Dostoevsky’s note highlights the fact that the Underground Man is an unreliable narrator. By telling us that the Underground Man is fictional, and by describing the social conditions that might have produced someone like the Underground Man, Dostoevsky distances himself from his narrator. Because Notes from Underground is written in first person, it is easy to imagine that Dostoevsky and the Underground Man share the same perspective. However, one of the hallmarks of all of Dostoevsky’s works is his ability to create distance between himself and his characters. One of the techniques he uses to accomplish this distance is humor. Indeed, in this novel, the Underground Man’s behavior is so absurd that it often verges on the comic. Though Dostoevsky may share many of the Underground Man’s opinions about society, he prefers to put those opinions in the mouth of someone rather unappealing and unconvincing. Dostoevsky feared that if he made his arguments too well, his readers would accept them without weighing their good and bad points.

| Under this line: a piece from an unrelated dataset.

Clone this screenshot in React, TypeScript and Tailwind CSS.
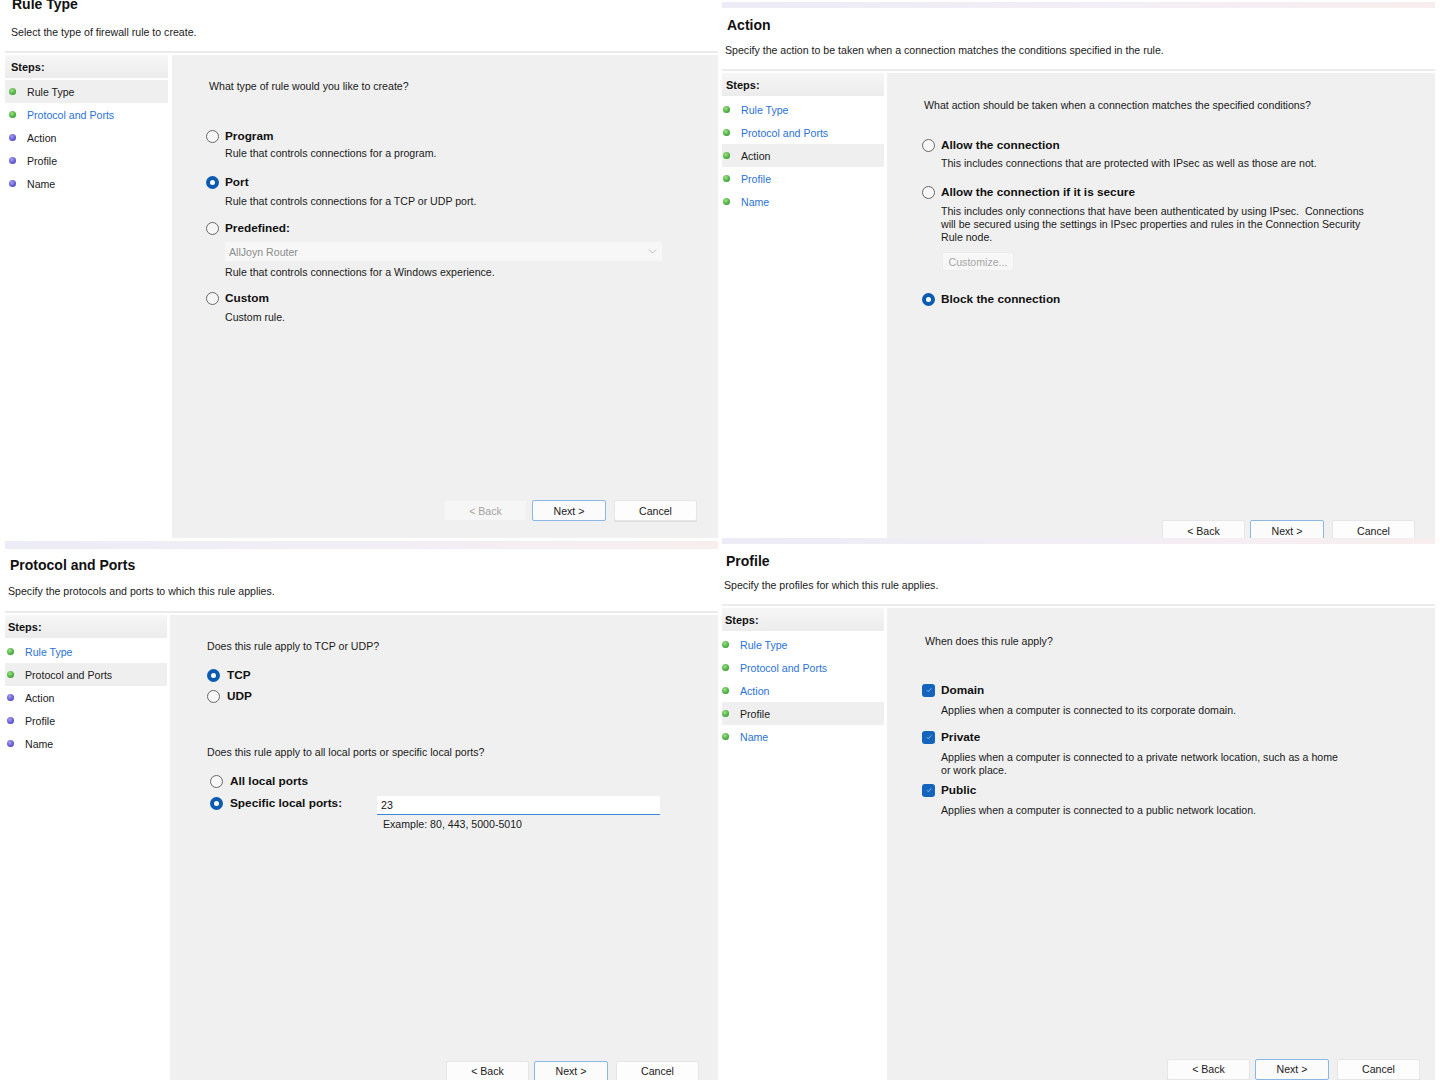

The fact that the Underground Man is a civil servant is another important element. Many of Dostoevsky’s most famous characters are low-ranking civil servants who are lost in the society of nineteenth century St. Petersburg. The Underground Man is just an average man, neither a philosopher nor a professional writer. As such, he does not use any philosophical terms when discussing his ideas. Although in his youth he was a great admirer of “the literary,” by the time he is writing these notes, he has generally abandoned literary language, except in cases when he uses it ironically. Instead, the Underground Man uses everyday language with a kind of deliberate awkwardness.